Late Extra: Indian housing loan sector in for shakeout
The shakeout in the Indian home loan market has begun. I had not expected that it would begin to show signs of a burn-out so soon. But just 10 months into the current year, when interest rates began sliding and home loan lenders began undercutting each other to grab a bigger slice of the market, the writing has begun to appear on the wall.
It appears the end of the borrowers' dream is going to be rewritten letter by letter. But it may take a while for the dream to turn into a nightmare for the still euphoric borrowers.
In the past fortnight three significant events did give an inkling that something was about to give in the home loan sector. The first was the speculation that post November 3, when the Reserve Bank of India is scheduled to spell out its credit policy, interest rates may again be readjusted downward. Home loan rates are expected to follow and flow with the slide.
The second was that cautionary note again announced by the RBI to home loan lenders not to over-extend themselves. The RBI may come out with guidelines asking lenders to disclose the cost of funds and operating margins. The Indian central bank is worried that "predatory pricing" would impact adversely on the country's financial markets.
SBI statement
The latest is the announcement by A.K. Puwar, chairman of the State Bank of India (SBI), that his bank will wind up its housing finance arm. It is the finality of the SBI chairman's statement which stunned the markets. "SBI Home Finance didn't work well. We are winding it up."
The general expectation was that the small players in the home loan sector, including some non-banking financial companies (NBFCs), would buckle under first.
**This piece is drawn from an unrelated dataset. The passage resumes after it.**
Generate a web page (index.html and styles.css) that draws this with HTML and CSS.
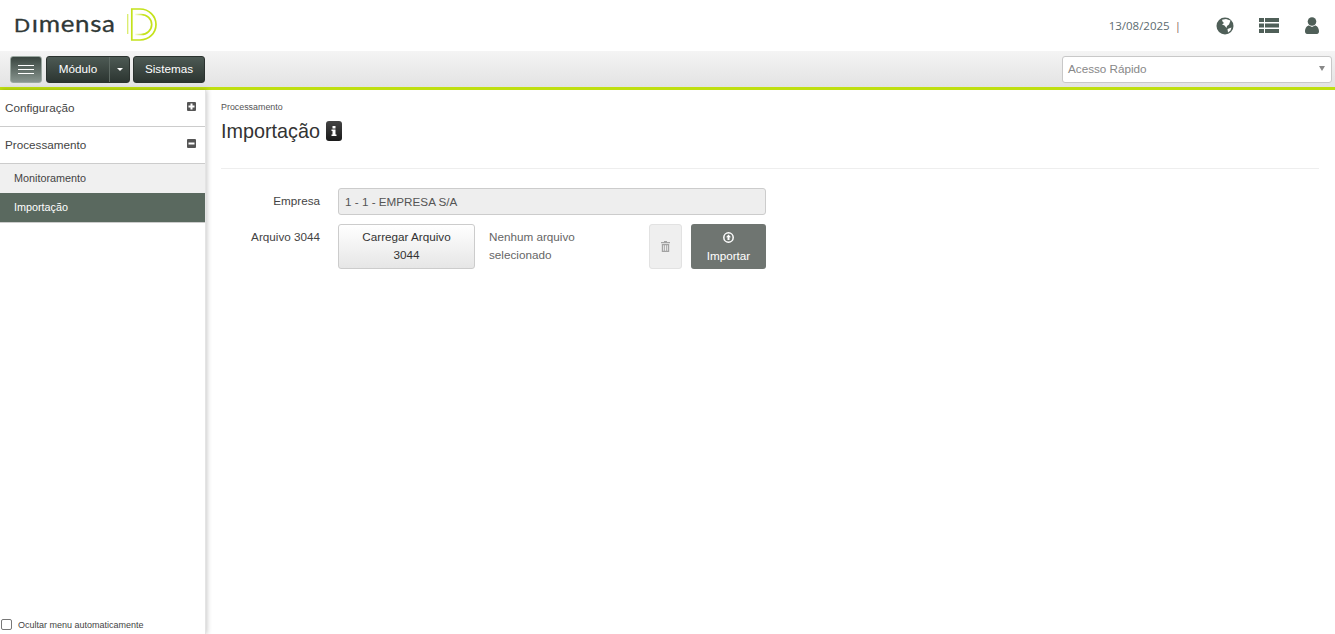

Financial writers and analysts had begun to issue cautionary warnings that the lenders were finding it hard to keep pace with individual entities announcing lower and lower rates.
The RBI was expected to take some steps to intervene and usher in some rules to restore so-called sanity in the market segment.
It is possible that State Bank of India is privy to what the RBI is about to usher in and has decided to opt out. The SBI's chairman has admitted that SBI was buckling under the burden of large non-performing assets (NPAs) of its home finance arm.
Speculation is rife that something very dramatic is about to happen. It is intriguing that the SBI, which was until now very active in the sector with a portfolio of nearly Rs15 billion, is opting out now.
Analysts say the SBI's NPA burden could have been rationalised with the Securitisation Act in place. Conclusion: the real reason for the SBI decision to close down its home finance section may lie somewhere else.
The other factor, which is under scrutiny, is that if the home loan rates are lowered still further, either individually or collectively by the lenders, will the move lead to the start of 'churning' operations?
Financial institutions and companies have already begun to offer borrowers 'master loans' with which they can supposedly wipe out loans taken in the past at much higher rates and enter into new agreements at lower ones.
Churning at the best of times is not desirable from the borrowers' perspective. Borrowers should be aware that their present lenders may have a pre-payment penalty in place which could be as high as two per cent and, secondly, when borrowing afresh, the cost of the new documentation fee should be assessed. If even after paying those, a fresh loan is financially viable, then the borrower may benefit.